Smallpox and rinderpest share two important traits – both were extremely virulent and produced widespread devastation. Technically, they were also relatively easy to fight because the bug wasn’t prone to constant mutation like the common cold or influenza. So the scientists could develop a vaccine which would work everywhere. Another vital factor was that institutions all over the world bought into the programme and waged a continuing, unremitting battle until the diseases were conquered. I still have a couple of the old yellow smallpox vaccination booklets which were many years ago as important as your passport and in many cases more so than a visa in entering another country.
There are several other diseases which could be eradicated with the same resolve and dedication of resources. Tuberculosis, which went into decline after World War II, has returned in many places and childhood illness like measles, chickenpox and mumps are still with us, as is polio. An international effort to eradicate it was launched in 1988, but the virus is still circulating in eight countries. Malaria, one of the biggest killers in many parts of the world, provides an uphill fight for the health community. A big push to kill it off failed miserably in the 1950s.

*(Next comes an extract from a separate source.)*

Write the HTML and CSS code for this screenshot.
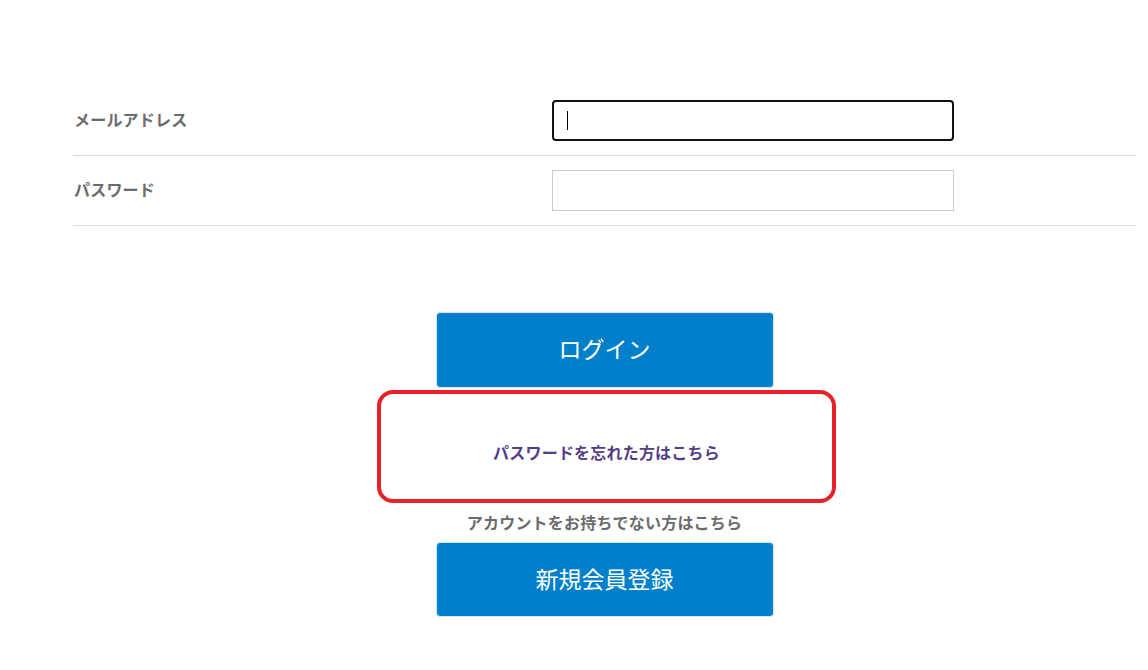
FILE: index.html
```html
<!DOCTYPE html>
<html lang="ja">
<head>
<meta charset="utf-8">
<link rel="stylesheet" href="styles.css">
</head>
<body>
<div class="page">
  <div class="form">
    <div class="row">
      <label class="label">メールアドレス</label>
      <div class="field"><div class="input focused"><span class="caret"></span></div></div>
    </div>
    <div class="row">
      <label class="label">パスワード</label>
      <div class="field"><div class="input"></div></div>
    </div>
  </div>
  <div class="actions">
    <button class="btn login">ログイン</button>
    <div class="forgot"><a class="forgot-link">パスワードを忘れた方はこちら</a></div>
    <p class="note">アカウントをお持ちでない方はこちら</p>
    <button class="btn signup">新規会員登録</button>
  </div>
</div>
</body>
</html>
```
FILE: styles.css
```css
html, body { margin: 0; padding: 0; background: #fff; }
body { font-family: "Noto Sans CJK JP", "Noto Sans", sans-serif; }
.page { margin-left: 73px; width: 1063px; padding-top: 86px; }
.form { display: flex; flex-direction: column; }
.row { display: flex; align-items: center; height: 69px; border-bottom: 1px solid #dcdcdc; }
.label { width: 479px; font-size: 16px; letter-spacing: 0.2px; font-weight: bold; color: #6b6b6b; padding-left: 1px; padding-bottom: 3px; box-sizing: border-box; }
.field { flex: 0 0 auto; }
.input { width: 402px; height: 41px; box-sizing: border-box; border: 1px solid #cccccc; background: #fff; display: flex; align-items: center; }
.input.focused { border: 2px solid #111; border-radius: 4px; padding-left: 13px; }
.caret { display: block; width: 1px; height: 19px; background: #000; }
.actions { display: flex; flex-direction: column; align-items: center; padding-top: 86px; }
.btn { width: 338px; height: 76px; border: 1px solid #d9e6f0; border-radius: 4px; background: #0080cb; color: #fff; font-family: inherit; font-size: 23px; display: block; padding: 0 0 4px; }
.forgot { margin-top: 2px; width: 459px; height: 113px; box-sizing: border-box; border: 4px solid #e8202a; border-radius: 16px; display: flex; align-items: center; justify-content: center; margin-left: 4px; }
.forgot-link { font-size: 16px; letter-spacing: 0.2px; font-weight: bold; color: #553d87; padding-top: 11px; }
.note { margin: 9px 0 10px; font-size: 16px; letter-spacing: 0.2px; font-weight: bold; color: #6b6b6b; line-height: 20px; }
.signup { height: 75px; }
```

But difficult as these battles may be, they can be won, as the arduous struggles against smallpox and rinderpest have demonstrated. The FAO’s chief of Animal Health Service, Juan Lubroth, is justifiably satisfied with the success of the fight against rinderpest: “When I see the person who used to sit in my current chair 20, 25, even 30 years ago, that’s when it really, really hits me. It also hits me when I hear people’s stories – the villager, the grandmother of today who remembers the disease as a child, and talks about the devastation. I also choke up when I look at old photographs, that are kind of faded, of the people involved in the fight against rinderpest and I think, “We would not be here today without them.”